Lay piety – Augustine and Dallas Willard

Antony the Great, ascetic par excellence; detail from a 14th-15th-century painting of the BVM with saints in the Capitoline Museum
Antony the Great, ascetic par excellence; detail from a 14th-15th-century painting of the BVM with saints in the Capitoline Museum

Last night I was reading the Introduction to Kate Cooper and Julia Hillner’s volume, Religion, Dynasty, and Patronage in Early Christian Rome, 300-900, and learned one of the developments in Augustine scholarship of the 20th century was R A Markus’ work that presented a development in Augustine’s thinking in the 390s through the bishop of Hippo’s reading of St Paul. In this view, significantly also followed by Peter Brown (and if Brown and Markus say so, who am I to argue?), Augustine rejects the image of a two-tiered church — a decidedly anti-Manichaean move — and re-evaluates the place of the married faithful, ‘arguing that the ascetic elitism of a Jerome or an Ambrose could only be counter-productive.’ (Cooper & Hillner, 10)

They quote Markus, who says that Augustines asserts:

Both sorts of faithful belong within the one Church and both are called to serve God in faith and love. All who seek to follow the Lord are within his flock: ‘and the married are certainly able to follow His footsteps [vestigia], even if their feet do not fit perfectly into the footprints, yet following the same path’. -R A Markus, The End of Ancient Christianity, 46

This runs counter to the popular view of Augustine as a not-fully-recovered Manichaean who promotoes spiritual elitism partly out of guilt over his own sexual deviance. Augustine certainly sees celibacy and the committed ascetic life as better than lay married life, but, as in On the Good of Marriage (De Bono Coniugali), the difference is between two goods:

Therefore, just as what Martha did was good when she was busy attending to the saints, but what her sister Mary did, sitting at the Lord’s feet and listening to his words (Lk 10:39), was better, so too we praise the excellence of Susanna in her married chastity, but value more highly the excellence of the widow Anna, and even more that of the virgin Mary. Those who attended to the needs of Christ and his disciples, and did so out of their own resources, did something good, but those who gave up all their possessions, in order to follow that Lord without that encumbrance, did something better. With each of the two good ways of acting, both in the latter case and in the case of Martha and Mary, the one that is better is not possible without forgoing or abandoning the other. -8, 8, trans. Ray Kearney (as The Excellence of Marriage)

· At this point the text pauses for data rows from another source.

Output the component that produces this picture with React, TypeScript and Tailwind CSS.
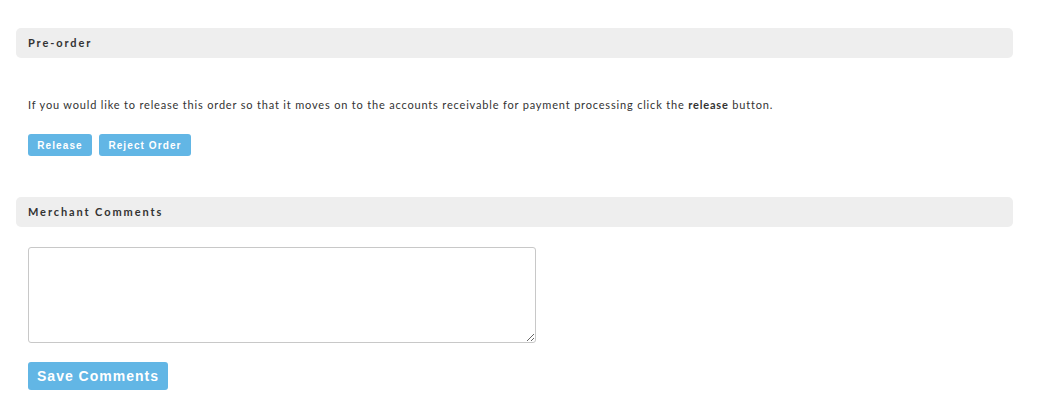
import React from 'react';

const SectionHeader: React.FC<{ title: string }> = ({ title }) => (
  <div className="h-[30px] bg-[#eeeeee] rounded-[5px] px-3 flex items-center">
    <h3 className="text-[11px] font-bold text-[#333] tracking-[1.9px] font-['Lato',sans-serif]">{title}</h3>
  </div>
);

const btn =
  "bg-[#62b6e5] text-white font-bold rounded-[3px] font-['Liberation_Sans',Arial,sans-serif]";

const App: React.FC = () => {
  return (
    <div className="w-[1041px] h-[408px] bg-white pt-7 pl-4 pr-7 font-['Lato',sans-serif] text-[#333]">
      <SectionHeader title="Pre-order" />

      <div className="px-3">
        <p className="mt-[39px] text-[11px] tracking-[0.82px] leading-[16px]">
          If you would like to release this order so that it moves on to the accounts receivable for payment processing click the <b>release</b> button.
        </p>
        <div className="mt-[21px] flex gap-[7px]">
          <button className={`${btn} h-[22px] w-[64px] text-[10px] tracking-[1.1px]`}>Release</button>
          <button className={`${btn} h-[22px] w-[92px] text-[10px] tracking-[1.1px]`}>Reject Order</button>
        </div>
      </div>

      <div className="mt-[41px]">
        <SectionHeader title="Merchant Comments" />
      </div>

      <div className="px-3">
        <textarea className="mt-[20px] block w-[508px] h-[96px] border border-[#c8c8c8] rounded-[3px] bg-white resize-y"></textarea>
        <button className={`${btn} mt-[19px] h-[28px] w-[140px] text-[14px] tracking-[1px]`}>Save Comments</button>
      </div>
    </div>
  );
};

export default App;
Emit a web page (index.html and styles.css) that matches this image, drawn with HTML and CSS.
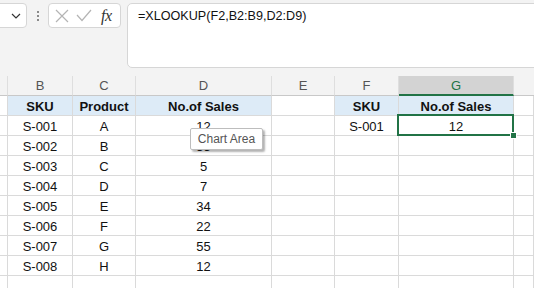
FILE: index.html
```html
<!DOCTYPE html>
<html>
<head>
<meta charset="utf-8">
<link rel="stylesheet" href="styles.css">
</head>
<body>
<div class="toolbar">
  <div class="namebox">
    <svg class="chev" width="10" height="6" viewBox="0 0 10 6"><path d="M1 1 L5 5 L9 1" fill="none" stroke="#333" stroke-width="1.2"/></svg>
  </div>
  <div class="dots"><span></span><span></span><span></span></div>
  <div class="fxbox">
    <svg class="ico" width="14" height="14" viewBox="0 0 14 14"><path d="M1 1 L13 13 M13 1 L1 13" stroke="#b4b4b4" stroke-width="1.2" fill="none"/></svg>
    <svg class="ico" width="16" height="13" viewBox="0 0 16 13"><path d="M1 6 L6 11.5 L15 1" stroke="#b4b4b4" stroke-width="1.2" fill="none"/></svg>
    <span class="fx">fx</span>
  </div>
  <div class="formula">=XLOOKUP(F2,B2:B9,D2:D9)</div>
</div>
<div class="sheet">
  <div class="ch"></div><div class="ch">B</div><div class="ch">C</div><div class="ch">D</div><div class="ch">E</div><div class="ch">F</div><div class="ch chsel">G</div><div class="ch last"></div>

  <div class="c"></div><div class="c hd">SKU</div><div class="c hd">Product</div><div class="c hd">No.of Sales</div><div class="c"></div><div class="c hd">SKU</div><div class="c hd">No.of Sales</div><div class="c"></div>

  <div class="c"></div><div class="c">S-001</div><div class="c">A</div><div class="c tipcell">12<div class="tip">Chart Area</div></div><div class="c"></div><div class="c">S-001</div><div class="c sel">12</div><div class="c"></div>
  <div class="c"></div><div class="c">S-002</div><div class="c">B</div><div class="c">33</div><div class="c"></div><div class="c"></div><div class="c"></div><div class="c"></div>
  <div class="c"></div><div class="c">S-003</div><div class="c">C</div><div class="c">5</div><div class="c"></div><div class="c"></div><div class="c"></div><div class="c"></div>
  <div class="c"></div><div class="c">S-004</div><div class="c">D</div><div class="c">7</div><div class="c"></div><div class="c"></div><div class="c"></div><div class="c"></div>
  <div class="c"></div><div class="c">S-005</div><div class="c">E</div><div class="c">34</div><div class="c"></div><div class="c"></div><div class="c"></div><div class="c"></div>
  <div class="c"></div><div class="c">S-006</div><div class="c">F</div><div class="c">22</div><div class="c"></div><div class="c"></div><div class="c"></div><div class="c"></div>
  <div class="c"></div><div class="c">S-007</div><div class="c">G</div><div class="c">55</div><div class="c"></div><div class="c"></div><div class="c"></div><div class="c"></div>
  <div class="c"></div><div class="c">S-008</div><div class="c">H</div><div class="c">12</div><div class="c"></div><div class="c"></div><div class="c"></div><div class="c"></div>
  <div class="c"></div><div class="c"></div><div class="c"></div><div class="c"></div><div class="c"></div><div class="c"></div><div class="c"></div><div class="c"></div>
</div>
</body>
</html>
```
FILE: styles.css
```css
html, body {
  margin: 0;
  padding: 0;
  background: #ffffff;
  overflow: hidden;
  width: 534px;
  height: 288px;
  font-family: "Liberation Sans", Arial, sans-serif;
}
.toolbar {
  height: 76px;
  background: #f3f3f3;
  display: flex;
  align-items: flex-start;
  padding-top: 3px;
  box-sizing: border-box;
}
.namebox {
  width: 40px;
  height: 25px;
  margin-left: -13px;
  background: #fff;
  border: 1px solid #d6d6d6;
  border-radius: 4px;
  box-sizing: border-box;
  display: flex;
  align-items: center;
  justify-content: flex-end;
  padding-right: 5px;
}
.dots {
  width: 21px;
  height: 25px;
  display: flex;
  flex-direction: column;
  align-items: center;
  justify-content: center;
  gap: 2px;
}
.dots span {
  width: 2px;
  height: 2px;
  background: #8a8a8a;
}
.fxbox {
  width: 73px;
  height: 25px;
  background: #fff;
  border: 1px solid #d6d6d6;
  border-radius: 4px;
  box-sizing: border-box;
  display: flex;
  align-items: center;
  padding-left: 6px;
  gap: 7px;
}
.fx {
  font-family: "Liberation Serif", "DejaVu Serif", serif;
  font-style: italic;
  font-size: 16px;
  color: #333;
  margin-left: 2px;
  letter-spacing: -0.5px;
}
.formula {
  margin-left: 6px;
  flex: 1;
  height: 65px;
  margin-right: -10px;
  background: #fff;
  border: 1px solid #d6d6d6;
  border-radius: 5px;
  box-sizing: border-box;
  padding: 5px 0 0 10px;
  font-size: 12.6px;
  color: #111;
}
.sheet {
  display: grid;
  grid-template-columns: 8px 65px 63px 136px 63px 64px 115px 1fr;
  grid-auto-rows: 20px;
  font-size: 13px;
  color: #111;
}
.ch {
  background: #f3f3f3;
  border-right: 1px solid #dedede;
  border-bottom: 1px solid #c8c8c8;
  box-sizing: border-box;
  display: flex;
  align-items: center;
  justify-content: center;
  color: #555;
  font-size: 13px;
}
.ch.last { border-right: none; }
.chsel {
  background: #d3d3d3;
  border-bottom: 2px solid #217346;
  color: #217346;
}
.c {
  border-right: 1px solid #dadada;
  border-bottom: 1px solid #dadada;
  box-sizing: border-box;
  display: flex;
  align-items: center;
  justify-content: center;
  padding-top: 1px;
}
.hd {
  background: #ddebf7;
  font-weight: bold;
}
.sel {
  position: relative;
}
.sel::after {
  content: "";
  position: absolute;
  left: -2px;
  top: -2px;
  right: -1px;
  bottom: -1px;
  border: 2px solid #217346;
}
.sel::before {
  content: "";
  position: absolute;
  right: -4px;
  bottom: -4px;
  width: 5px;
  height: 5px;
  background: #217346;
  border: 1px solid #fff;
  z-index: 2;
}
.tipcell {
  position: relative;
}
.tip {
  position: absolute;
  left: 54px;
  top: 12px;
  width: 73px;
  height: 22px;
  box-sizing: border-box;
  background: #fff;
  border: 1px solid #bdbdbd;
  border-radius: 2px;
  box-shadow: 2px 2px 2px rgba(0,0,0,0.3);
  font-size: 12px;
  color: #555;
  display: flex;
  align-items: center;
  justify-content: center;
  z-index: 3;
}
```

I am not saying I agree with Augustine, but it is important to attempt at least a balanced view of his teachings. He is not solely responsible and even, I imagine, helped mitigate ascetic elitism through the wide success of his writings (contra Robert E Webber, Ancient-Future Evangelism). Unfortunately for the subsequent history of Christian discipleship, even if marriage was esteemed and encouraged by the church as a good thing where virtue can certainly be cultivated, not even Augustine’s teaching went far enough to stop the creation of a two-tiered spiritual world — a world promoted to a greater or lesser degree by the teachings of Jerome and Gregory of Nazianzus and Ambrose, for example.

One result of this two-tiered world, a result lamented by Dallas Willard in The Spirit of the Disciplines, is that the really good handbooks for the disciplined life of piety were all written for monks. Preaching to the laity has tended to lean simply towards basic doctrine and inculcating Christian morality and virtue. The disciplined life was sequestered off in the cloister — or practised by odd-ball mendicants (although the Franciscans tried to help out with the Tertiaries).

Therefore, Willard recommends the great monastic texts for those who wish to lead a more disciplined life. It’s true that for non-celibate married folks with jobs, some of the recommendations are simply not practical, feasible, or desirable. But many of them are. Askesis is training for virtue and holiness, and it’s not just monks anymore.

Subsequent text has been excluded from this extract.